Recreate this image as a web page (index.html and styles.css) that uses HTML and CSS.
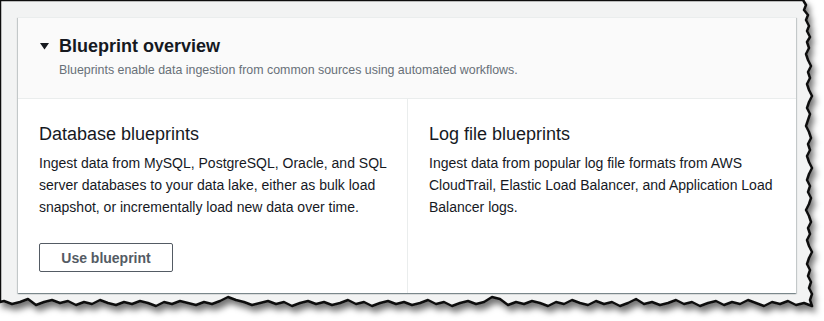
FILE: index.html
```html
<!DOCTYPE html>
<html lang="en">
<head>
    <meta charset="UTF-8">
    <meta name="viewport" content="width=device-width, initial-scale=1.0">
    <title>Blueprint overview</title>
    <link rel="stylesheet" href="styles.css">
</head>
<body>

<div class="frame">
    <!-- torn paper edge behind the card -->
    <svg class="torn" width="824" height="321" viewBox="0 0 824 321">
        <defs>
            <filter id="tornShadow" x="-5%" y="-5%" width="115%" height="120%">
                <feDropShadow dx="3" dy="5" stdDeviation="3" flood-color="#000" flood-opacity="0.55"/>
            </filter>
        </defs>
        <path filter="url(#tornShadow)" fill="#f2f3f3" stroke="#111" stroke-width="2.5" stroke-linejoin="round"
              d="M0,0 L803,0 L806,5 L804,10 L808,15 L806,20 L809,26 L807,31 L810,37 L807,42 L809,48 L806,54 L808,60 L811,66 L808,72 L810,78 L807,84 L809,90 L812,96 L809,102 L807,108 L810,114 L808,120 L806,126 L809,132 L811,138 L808,144 L810,150 L807,156 L809,162 L812,168 L809,174 L807,180 L810,186 L808,192 L811,198 L809,204 L806,210 L809,216 L811,222 L808,228 L810,234 L807,240 L809,246 L812,252 L809,258 L807,264 L810,270 L808,276 L811,282 L809,288 L812,294 L810,300 L812,306
              L804,303 L796,305 L788,301 L780,304 L772,302 L764,306 L756,303 L748,300 L740,304 L732,302 L724,305 L716,301 L708,303 L700,306 L692,302 L684,304 L676,300 L668,303 L660,305 L652,302 L644,304 L636,299 L628,303 L620,306 L612,302 L604,304 L596,301 L588,305 L580,303 L572,300 L564,304 L556,302 L548,306 L540,303 L532,301 L524,304 L516,302 L508,305 L500,299 L492,297 L484,302 L476,304 L468,301 L460,303 L452,306 L444,302 L436,304 L428,300 L420,303 L412,305 L404,302 L396,304 L388,301 L380,303 L372,306 L364,302 L356,304 L348,300 L340,303 L332,305 L324,302 L316,304 L308,301 L300,303 L292,306 L284,302 L276,304 L268,301 L260,303 L252,305 L244,302 L236,300 L228,297 L220,301 L212,304 L204,302 L196,305 L188,303 L180,301 L172,304 L164,302 L156,306 L148,303 L140,301 L132,304 L124,302 L116,305 L108,303 L100,300 L92,304 L84,302 L76,305 L68,301 L60,303 L52,300 L44,302 L36,305 L28,299 L20,302 L12,304 L4,301 L0,302 Z"/>
    </svg>

    <div class="card">
        <div class="card-header">
            <svg class="caret" width="9" height="7" viewBox="0 0 9 7">
                <polygon points="0,0 9,0 4.5,6.5" fill="#16191f"/>
            </svg>
            <div>
                <h2 class="card-title">Blueprint overview</h2>
                <p class="card-desc">Blueprints enable data ingestion from common sources using automated workflows.</p>
            </div>
        </div>
        <div class="columns">
            <div class="column">
                <h3>Database blueprints</h3>
                <p>Ingest data from MySQL, PostgreSQL, Oracle, and SQL server databases to your data lake, either as bulk load snapshot, or incrementally load new data over time.</p>
                <button class="btn">Use blueprint</button>
            </div>
            <div class="column">
                <h3>Log file blueprints</h3>
                <p>Ingest data from popular log file formats from AWS CloudTrail, Elastic Load Balancer, and Application Load Balancer logs.</p>
            </div>
        </div>
    </div>
</div>

</body>
</html>
```

FILE: styles.css
```css
body {
    margin: 0;
    padding: 0;
    background-color: white;
    font-family: "Liberation Sans", Arial, sans-serif;
    color: #16191f;
}

.frame {
    position: relative;
    width: 824px;
    height: 321px;
    padding: 17px 28px 0 18px;
    box-sizing: border-box;
}

.torn {
    position: absolute;
    left: 0;
    top: 0;
}

.card {
    position: relative;
    width: 778px;
    background-color: white;
    border-top: 1px solid #eaeded;
    box-shadow: 0 1px 1px 0 rgba(0, 28, 36, 0.3), 1px 1px 1px 0 rgba(0, 28, 36, 0.15), -1px 1px 1px 0 rgba(0, 28, 36, 0.15);
}

.card-header {
    display: flex;
    align-items: flex-start;
    gap: 10px;
    padding: 17px 20px 20px 22px;
    background-color: #fafafa;
    border-bottom: 1px solid #eaeded;
}

.caret {
    margin-top: 8px;
    flex-shrink: 0;
}

.card-title {
    margin: 0;
    font-size: 18px;
    line-height: 22px;
    font-weight: 700;
}

.card-desc {
    margin: 5px 0 0;
    font-size: 12.4px;
    line-height: 16px;
    color: #687078;
}

.columns {
    display: grid;
    grid-template-columns: 1fr 1fr;
}

.column {
    padding: 24px 17px 21px 21px;
}

.column + .column {
    border-left: 1px solid #eaeded;
}

.column h3 {
    margin: 0;
    font-size: 18px;
    line-height: 22px;
    font-weight: 400;
}

.column p {
    margin: 7px 0 0;
    font-size: 14px;
    line-height: 22px;
}

.btn {
    margin-top: 25px;
    height: 29px;
    padding: 0 20px;
    width: 134px;
    background-color: white;
    border: 1px solid #545b64;
    border-radius: 2px;
    color: #545b64;
    font-family: inherit;
    font-size: 14px;
    font-weight: 700;
    cursor: pointer;
}
```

-=-=-=-=-

▶ Direction
Would you return the data exactly as written, without the pictures?

▶ Correct answer
Recreate this image as a web page (index.html and styles.css) that uses HTML and CSS.
FILE: index.html
```html
<!DOCTYPE html>
<html lang="en">
<head>
    <meta charset="UTF-8">
    <meta name="viewport" content="width=device-width, initial-scale=1.0">
    <title>Blueprint overview</title>
    <link rel="stylesheet" href="styles.css">
</head>
<body>

<div class="frame">
    <!-- torn paper edge behind the card -->
    <svg class="torn" width="824" height="321" viewBox="0 0 824 321">
        <defs>
            <filter id="tornShadow" x="-5%" y="-5%" width="115%" height="120%">
                <feDropShadow dx="3" dy="5" stdDeviation="3" flood-color="#000" flood-opacity="0.55"/>
            </filter>
        </defs>
        <path filter="url(#tornShadow)" fill="#f2f3f3" stroke="#111" stroke-width="2.5" stroke-linejoin="round"
              d="M0,0 L803,0 L806,5 L804,10 L808,15 L806,20 L809,26 L807,31 L810,37 L807,42 L809,48 L806,54 L808,60 L811,66 L808,72 L810,78 L807,84 L809,90 L812,96 L809,102 L807,108 L810,114 L808,120 L806,126 L809,132 L811,138 L808,144 L810,150 L807,156 L809,162 L812,168 L809,174 L807,180 L810,186 L808,192 L811,198 L809,204 L806,210 L809,216 L811,222 L808,228 L810,234 L807,240 L809,246 L812,252 L809,258 L807,264 L810,270 L808,276 L811,282 L809,288 L812,294 L810,300 L812,306
              L804,303 L796,305 L788,301 L780,304 L772,302 L764,306 L756,303 L748,300 L740,304 L732,302 L724,305 L716,301 L708,303 L700,306 L692,302 L684,304 L676,300 L668,303 L660,305 L652,302 L644,304 L636,299 L628,303 L620,306 L612,302 L604,304 L596,301 L588,305 L580,303 L572,300 L564,304 L556,302 L548,306 L540,303 L532,301 L524,304 L516,302 L508,305 L500,299 L492,297 L484,302 L476,304 L468,301 L460,303 L452,306 L444,302 L436,304 L428,300 L420,303 L412,305 L404,302 L396,304 L388,301 L380,303 L372,306 L364,302 L356,304 L348,300 L340,303 L332,305 L324,302 L316,304 L308,301 L300,303 L292,306 L284,302 L276,304 L268,301 L260,303 L252,305 L244,302 L236,300 L228,297 L220,301 L212,304 L204,302 L196,305 L188,303 L180,301 L172,304 L164,302 L156,306 L148,303 L140,301 L132,304 L124,302 L116,305 L108,303 L100,300 L92,304 L84,302 L76,305 L68,301 L60,303 L52,300 L44,302 L36,305 L28,299 L20,302 L12,304 L4,301 L0,302 Z"/>
    </svg>

    <div class="card">
        <div class="card-header">
            <svg class="caret" width="9" height="7" viewBox="0 0 9 7">
                <polygon points="0,0 9,0 4.5,6.5" fill="#16191f"/>
            </svg>
            <div>
                <h2 class="card-title">Blueprint overview</h2>
                <p class="card-desc">Blueprints enable data ingestion from common sources using automated workflows.</p>
            </div>
        </div>
        <div class="columns">
            <div class="column">
                <h3>Database blueprints</h3>
                <p>Ingest data from MySQL, PostgreSQL, Oracle, and SQL server databases to your data lake, either as bulk load snapshot, or incrementally load new data over time.</p>
                <button class="btn">Use blueprint</button>
            </div>
            <div class="column">
                <h3>Log file blueprints</h3>
                <p>Ingest data from popular log file formats from AWS CloudTrail, Elastic Load Balancer, and Application Load Balancer logs.</p>
            </div>
        </div>
    </div>
</div>

</body>
</html>
```

FILE: styles.css
```css
body {
    margin: 0;
    padding: 0;
    background-color: white;
    font-family: "Liberation Sans", Arial, sans-serif;
    color: #16191f;
}

.frame {
    position: relative;
    width: 824px;
    height: 321px;
    padding: 17px 28px 0 18px;
    box-sizing: border-box;
}

.torn {
    position: absolute;
    left: 0;
    top: 0;
}

.card {
    position: relative;
    width: 778px;
    background-color: white;
    border-top: 1px solid #eaeded;
    box-shadow: 0 1px 1px 0 rgba(0, 28, 36, 0.3), 1px 1px 1px 0 rgba(0, 28, 36, 0.15), -1px 1px 1px 0 rgba(0, 28, 36, 0.15);
}

.card-header {
    display: flex;
    align-items: flex-start;
    gap: 10px;
    padding: 17px 20px 20px 22px;
    background-color: #fafafa;
    border-bottom: 1px solid #eaeded;
}

.caret {
    margin-top: 8px;
    flex-shrink: 0;
}

.card-title {
    margin: 0;
    font-size: 18px;
    line-height: 22px;
    font-weight: 700;
}

.card-desc {
    margin: 5px 0 0;
    font-size: 12.4px;
    line-height: 16px;
    color: #687078;
}

.columns {
    display: grid;
    grid-template-columns: 1fr 1fr;
}

.column {
    padding: 24px 17px 21px 21px;
}

.column + .column {
    border-left: 1px solid #eaeded;
}

.column h3 {
    margin: 0;
    font-size: 18px;
    line-height: 22px;
    font-weight: 400;
}

.column p {
    margin: 7px 0 0;
    font-size: 14px;
    line-height: 22px;
}

.btn {
    margin-top: 25px;
    height: 29px;
    padding: 0 20px;
    width: 134px;
    background-color: white;
    border: 1px solid #545b64;
    border-radius: 2px;
    color: #545b64;
    font-family: inherit;
    font-size: 14px;
    font-weight: 700;
    cursor: pointer;
}
```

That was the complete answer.